[Rows from a dataset of pages and code]
** Begin **

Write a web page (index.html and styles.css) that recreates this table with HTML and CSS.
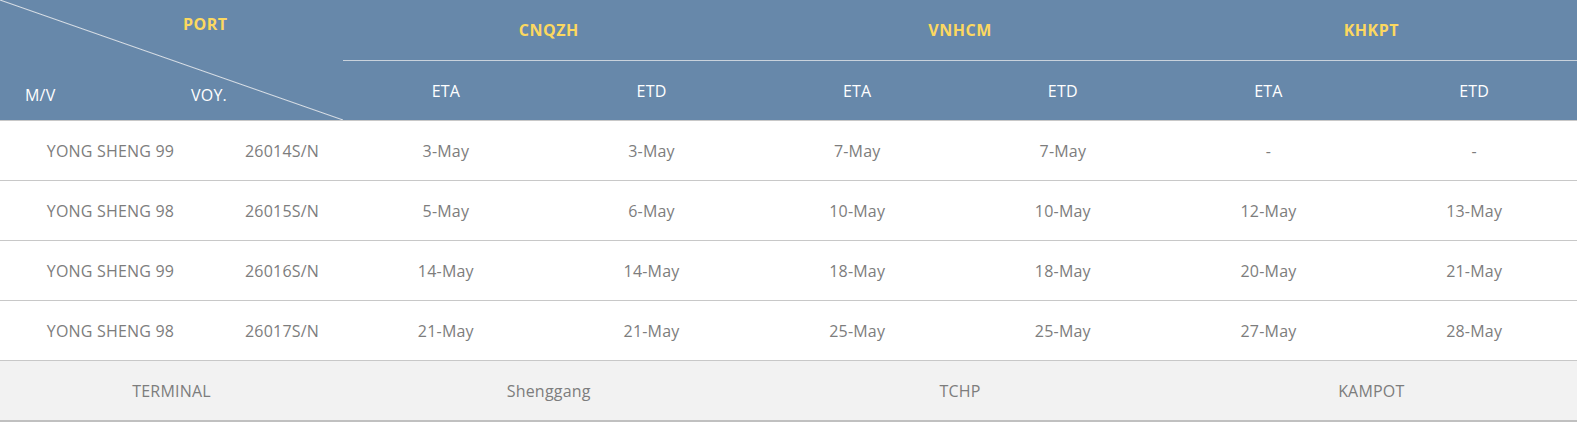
FILE: index.html
```html
<!DOCTYPE html>
<html>
<head>
<meta charset="utf-8">
<link rel="stylesheet" href="styles.css">
</head>
<body>
<table class="schedule">
  <colgroup>
    <col class="c-mv"><col class="c-voy">
    <col class="c-d"><col class="c-d"><col class="c-d"><col class="c-d"><col class="c-d"><col class="c-d">
  </colgroup>
  <thead>
    <tr class="h1">
      <th class="corner" rowspan="2" colspan="2">
        <div class="corner-box">
          <div class="corner-port">PORT</div>
          <div class="corner-bottom">
            <span class="corner-mv">M/V</span>
            <span class="corner-voy">VOY.</span>
          </div>
        </div>
      </th>
      <th class="port" colspan="2">CNQZH</th>
      <th class="port" colspan="2">VNHCM</th>
      <th class="port" colspan="2">KHKPT</th>
    </tr>
    <tr class="h2">
      <th>ETA</th><th>ETD</th><th>ETA</th><th>ETD</th><th>ETA</th><th>ETD</th>
    </tr>
  </thead>
  <tbody>
    <tr><td>YONG SHENG 99</td><td>26014S/N</td><td>3-May</td><td>3-May</td><td>7-May</td><td>7-May</td><td>-</td><td>-</td></tr>
    <tr><td>YONG SHENG 98</td><td>26015S/N</td><td>5-May</td><td>6-May</td><td>10-May</td><td>10-May</td><td>12-May</td><td>13-May</td></tr>
    <tr><td>YONG SHENG 99</td><td>26016S/N</td><td>14-May</td><td>14-May</td><td>18-May</td><td>18-May</td><td>20-May</td><td>21-May</td></tr>
    <tr><td>YONG SHENG 98</td><td>26017S/N</td><td>21-May</td><td>21-May</td><td>25-May</td><td>25-May</td><td>27-May</td><td>28-May</td></tr>
    <tr class="terminal"><td colspan="2">TERMINAL</td><td colspan="2">Shenggang</td><td colspan="2">TCHP</td><td colspan="2">KAMPOT</td></tr>
  </tbody>
</table>
</body>
</html>
```

FILE: styles.css
```css
html, body {
  margin: 0;
  padding: 0;
  background: #ffffff;
}

.schedule {
  width: 1577px;
  border-collapse: collapse;
  table-layout: fixed;
  font-family: "Open Sans", "Noto Sans", sans-serif;
  font-size: 16px;
  letter-spacing: 0.2px;
}

.c-mv { width: 221px; }
.c-voy { width: 122px; }
.c-d { width: 205.67px; }

.schedule thead th {
  background: #6788aa;
  color: #ffffff;
  font-weight: normal;
  padding: 0;
}

.h1 .port {
  color: #fcd860;
  font-weight: bold;
  font-size: 16px;
  letter-spacing: 0.5px;
  border-bottom: 1px solid #c9d2dc;
  vertical-align: middle;
  height: 60px;
}

.h2 th {
  height: 59px;
  border-bottom: 1px solid #c8c8c8;
}

.schedule thead th.corner {
  background-color: #6788aa;
  background-image: linear-gradient(to top right, transparent calc(50% - 1px), #d9dfe6 50%, transparent calc(50% + 1px));
  vertical-align: top;
  border-bottom: 1px solid #c8c8c8;
}

.corner-box {
  height: 120px;
  display: flex;
  flex-direction: column;
  justify-content: space-between;
  box-sizing: border-box;
  padding: 14px 0 15px 0;
}

.corner-port {
  color: #fcd860;
  font-weight: bold;
  font-size: 16px;
  letter-spacing: 0.5px;
  text-align: left;
  padding-left: 183px;
  line-height: 20px;
}

.corner-bottom {
  display: flex;
  text-align: left;
  line-height: 20px;
}

.corner-mv {
  padding-left: 25px;
  width: 166px;
}

.schedule tbody td {
  height: 59px;
  padding: 0;
  text-align: center;
  color: #7d7d7d;
  border-bottom: 1px solid #c8c8c8;
}

.schedule tbody .terminal td {
  background: #f2f2f2;
  height: 59px;
  border-bottom: 2px solid #c0c0c0;
}
```
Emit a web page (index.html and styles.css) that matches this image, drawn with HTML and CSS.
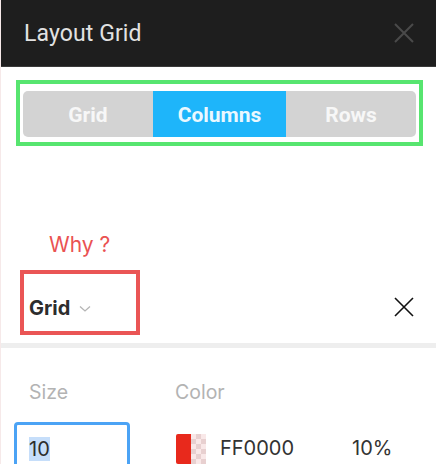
FILE: index.html
```html
<!DOCTYPE html>
<html>
<head>
<meta charset="utf-8">
<link rel="stylesheet" href="styles.css">
</head>
<body>
<div class="page">
  <header class="header">
    <span class="title">Layout Grid</span>
    <svg class="close-dark" width="20" height="20" viewBox="0 0 20 20"><path d="M1 1L19 19M19 1L1 19" stroke="#4a4a4a" stroke-width="2" fill="none"/></svg>
  </header>
  <div class="highlight-green">
    <div class="segmented">
      <div class="seg">Grid</div>
      <div class="seg active">Columns</div>
      <div class="seg">Rows</div>
    </div>
  </div>
  <div class="why">Why ?</div>
  <div class="grid-row">
    <div class="highlight-red">
      <span class="grid-label">Grid</span>
      <svg class="chev" width="12" height="8" viewBox="0 0 12 8"><path d="M1 1.5L6 6L11 1.5" stroke="#b5b5b5" stroke-width="1.3" fill="none"/></svg>
    </div>
    <svg class="close" width="20" height="20" viewBox="0 0 20 20"><path d="M1 1L19 19M19 1L1 19" stroke="#111" stroke-width="1.6" fill="none"/></svg>
  </div>
  <div class="divider"></div>
  <div class="fields">
    <div class="labels">
      <span class="lbl size-lbl">Size</span>
      <span class="lbl">Color</span>
    </div>
    <div class="values">
      <div class="input"><span class="sel">10</span></div>
      <div class="swatch"><span class="red"></span><span class="checker"></span></div>
      <span class="hex">FF0000</span>
      <span class="pct">10%</span>
    </div>
  </div>
</div>
</body>
</html>
```

FILE: styles.css
```css
html, body {
  margin: 0;
  padding: 0;
  background: #ffffff;
}
.page {
  width: 436px;
  height: 464px;
  overflow: hidden;
  font-family: Roboto, "Liberation Sans", sans-serif;
  border-left: 1px solid #f6e9e9;
  box-sizing: border-box;
}
.header {
  height: 67px;
  background: #1e1e1e;
  border-bottom: 1px solid #3a3a3a;
  box-sizing: border-box;
  display: flex;
  align-items: center;
  justify-content: space-between;
  padding: 0 22px 0 23px;
}
.title {
  color: #e2e2e2;
  font-size: 23px;
  letter-spacing: 0.1px;
}
.highlight-green {
  margin: 13px 13px 0 15px;
  height: 66px;
  box-sizing: border-box;
  border: 4px solid #57e56f;
  padding: 7px 3px 5px 3px;
}
.segmented {
  display: flex;
  height: 46px;
  background: #d3d3d3;
  border-radius: 5px;
  overflow: hidden;
}
.seg {
  flex: 1;
  display: flex;
  align-items: center;
  justify-content: center;
  color: #f7f7f7;
  font-size: 21px;
  font-weight: 700;
  padding-top: 2px;
}
.seg.active {
  background: #1eb5fa;
  flex: 0 0 133px;
  color: #eaf8ff;
}
.why {
  margin: 86px 0 0 48px;
  color: #ea5252;
  font-size: 21px;
  line-height: 26px;
  font-family: Inter, Roboto, sans-serif;
}
.grid-row {
  display: flex;
  align-items: center;
  justify-content: space-between;
  margin-top: 12px;
  padding: 0 22px 0 19px;
}
.highlight-red {
  width: 120px;
  height: 65px;
  box-sizing: border-box;
  border: 4px solid #ea5555;
  display: flex;
  align-items: center;
  padding: 10px 0 0 5px;
}
.grid-label {
  font-family: Inter, Roboto, sans-serif;
  font-weight: 700;
  font-size: 20px;
  color: #2d2d2d;
}
.chev {
  margin-left: 9px;
  margin-top: 3px;
}
.close {
  margin-top: 8px;
}
.divider {
  margin-top: 8px;
  height: 5px;
  background: #eeeeee;
}
.fields {
  padding: 32px 0 0 13px;
  font-family: Inter, Roboto, sans-serif;
}
.labels {
  display: flex;
  font-size: 19.5px;
  color: #b3b3b3;
  line-height: 24px;
}
.size-lbl {
  width: 146px;
  padding-left: 15px;
}
.values {
  display: flex;
  align-items: flex-start;
  margin-top: 18px;
}
.input {
  width: 116px;
  height: 50px;
  box-sizing: border-box;
  border: 3px solid #4ba3f5;
  border-radius: 4px;
  padding: 12px 0 0 12px;
}
.sel {
  background: #c6defa;
  color: #2d2d2d;
  font-size: 20px;
  line-height: 24px;
  display: inline-block;
}
.swatch {
  display: flex;
  margin-left: 46px;
  width: 30px;
  height: 30px;
  margin-top: 12px;
}
.red {
  width: 15px;
  background: #e8291c;
  border-radius: 2px 0 0 2px;
}
.checker {
  width: 15px;
  background-color: #f9e8e8;
  background-image:
    linear-gradient(45deg, #e8d0d0 25%, transparent 25%, transparent 75%, #e8d0d0 75%),
    linear-gradient(45deg, #e8d0d0 25%, transparent 25%, transparent 75%, #e8d0d0 75%);
  background-size: 10px 10px;
  background-position: 0 0, 5px 5px;
}
.hex {
  margin-left: 14px;
  font-size: 20px;
  color: #333;
  margin-top: 14px;
}
.pct {
  margin-left: 58px;
  font-size: 20px;
  color: #333;
  margin-top: 14px;
}
```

** End **

EXERCISE DIRECTIONS:
Collect the lines of the data that carry the word "image".

RESPONSE TO THIS EXERCISE:
  background-image: linear-gradient(to top right, transparent calc(50% - 1px), #d9dfe6 50%, transparent calc(50% + 1px));
Emit a web page (index.html and styles.css) that matches this image, drawn with HTML and CSS.
  background-image:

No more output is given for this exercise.